Information provided:
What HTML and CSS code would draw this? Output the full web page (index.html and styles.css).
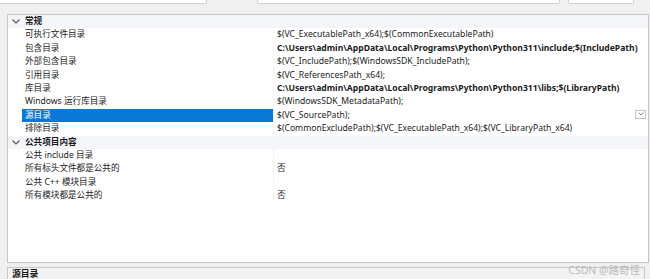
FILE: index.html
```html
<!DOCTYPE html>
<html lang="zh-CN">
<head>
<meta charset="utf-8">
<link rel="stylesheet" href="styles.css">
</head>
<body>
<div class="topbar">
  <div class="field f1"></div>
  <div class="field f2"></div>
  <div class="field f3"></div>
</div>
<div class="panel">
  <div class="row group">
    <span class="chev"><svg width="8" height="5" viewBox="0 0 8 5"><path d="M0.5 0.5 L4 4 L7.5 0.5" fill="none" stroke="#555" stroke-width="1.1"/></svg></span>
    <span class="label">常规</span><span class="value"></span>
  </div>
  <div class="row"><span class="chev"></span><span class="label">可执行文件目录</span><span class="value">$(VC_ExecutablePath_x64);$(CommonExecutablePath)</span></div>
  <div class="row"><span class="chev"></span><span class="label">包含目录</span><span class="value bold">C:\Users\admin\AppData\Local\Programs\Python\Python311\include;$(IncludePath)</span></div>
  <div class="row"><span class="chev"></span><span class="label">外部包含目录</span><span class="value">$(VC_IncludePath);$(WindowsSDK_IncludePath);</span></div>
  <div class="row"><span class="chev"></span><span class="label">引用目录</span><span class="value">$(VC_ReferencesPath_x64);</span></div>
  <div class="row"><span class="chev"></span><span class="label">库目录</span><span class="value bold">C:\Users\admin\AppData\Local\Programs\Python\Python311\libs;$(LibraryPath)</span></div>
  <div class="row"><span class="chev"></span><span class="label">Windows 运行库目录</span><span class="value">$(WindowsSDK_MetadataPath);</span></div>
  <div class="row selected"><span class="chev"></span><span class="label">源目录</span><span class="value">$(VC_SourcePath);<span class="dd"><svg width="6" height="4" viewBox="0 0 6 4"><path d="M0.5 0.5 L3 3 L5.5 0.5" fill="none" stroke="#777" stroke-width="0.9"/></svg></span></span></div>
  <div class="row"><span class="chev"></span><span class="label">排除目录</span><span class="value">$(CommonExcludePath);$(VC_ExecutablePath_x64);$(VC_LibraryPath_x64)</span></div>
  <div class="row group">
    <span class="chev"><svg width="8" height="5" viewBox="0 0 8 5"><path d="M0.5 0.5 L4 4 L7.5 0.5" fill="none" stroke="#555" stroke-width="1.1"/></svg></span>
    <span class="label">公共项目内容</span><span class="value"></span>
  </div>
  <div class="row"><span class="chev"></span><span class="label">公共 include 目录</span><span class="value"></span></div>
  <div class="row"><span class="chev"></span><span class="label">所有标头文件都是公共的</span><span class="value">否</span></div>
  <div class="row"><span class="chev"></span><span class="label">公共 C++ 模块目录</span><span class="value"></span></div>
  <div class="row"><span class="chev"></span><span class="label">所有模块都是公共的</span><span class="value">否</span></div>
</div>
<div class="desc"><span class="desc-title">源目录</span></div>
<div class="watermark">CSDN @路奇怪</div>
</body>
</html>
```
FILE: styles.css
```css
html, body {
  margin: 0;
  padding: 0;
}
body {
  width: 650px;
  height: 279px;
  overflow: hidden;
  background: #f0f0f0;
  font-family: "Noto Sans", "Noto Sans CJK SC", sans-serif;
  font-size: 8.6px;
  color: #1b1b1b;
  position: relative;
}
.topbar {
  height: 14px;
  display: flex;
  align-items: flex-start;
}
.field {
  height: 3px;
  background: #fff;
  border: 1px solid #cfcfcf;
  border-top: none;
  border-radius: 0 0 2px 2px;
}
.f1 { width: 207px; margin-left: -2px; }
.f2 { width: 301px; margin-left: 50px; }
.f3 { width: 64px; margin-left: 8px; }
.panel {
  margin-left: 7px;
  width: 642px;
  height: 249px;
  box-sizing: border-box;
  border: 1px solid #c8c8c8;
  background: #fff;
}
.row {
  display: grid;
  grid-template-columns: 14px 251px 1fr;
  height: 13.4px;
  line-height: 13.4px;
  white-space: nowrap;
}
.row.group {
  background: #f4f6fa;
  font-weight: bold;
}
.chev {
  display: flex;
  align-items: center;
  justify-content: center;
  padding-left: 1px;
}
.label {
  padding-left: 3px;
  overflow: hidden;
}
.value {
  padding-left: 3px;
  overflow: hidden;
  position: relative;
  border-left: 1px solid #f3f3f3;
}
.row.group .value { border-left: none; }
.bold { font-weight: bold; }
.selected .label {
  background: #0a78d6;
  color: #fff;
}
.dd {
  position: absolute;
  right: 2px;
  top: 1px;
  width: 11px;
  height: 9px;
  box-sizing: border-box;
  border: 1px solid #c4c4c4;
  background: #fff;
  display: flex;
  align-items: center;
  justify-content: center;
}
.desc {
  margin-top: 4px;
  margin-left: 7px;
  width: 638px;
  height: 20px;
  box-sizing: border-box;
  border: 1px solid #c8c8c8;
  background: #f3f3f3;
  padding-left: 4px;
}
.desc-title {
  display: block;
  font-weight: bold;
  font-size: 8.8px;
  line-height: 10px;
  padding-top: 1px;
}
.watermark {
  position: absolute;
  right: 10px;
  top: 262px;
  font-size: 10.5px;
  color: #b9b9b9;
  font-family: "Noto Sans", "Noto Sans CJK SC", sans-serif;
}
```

Your task: Write down only how many lines in the listing contain the word "styles".

Result of this exercise: 3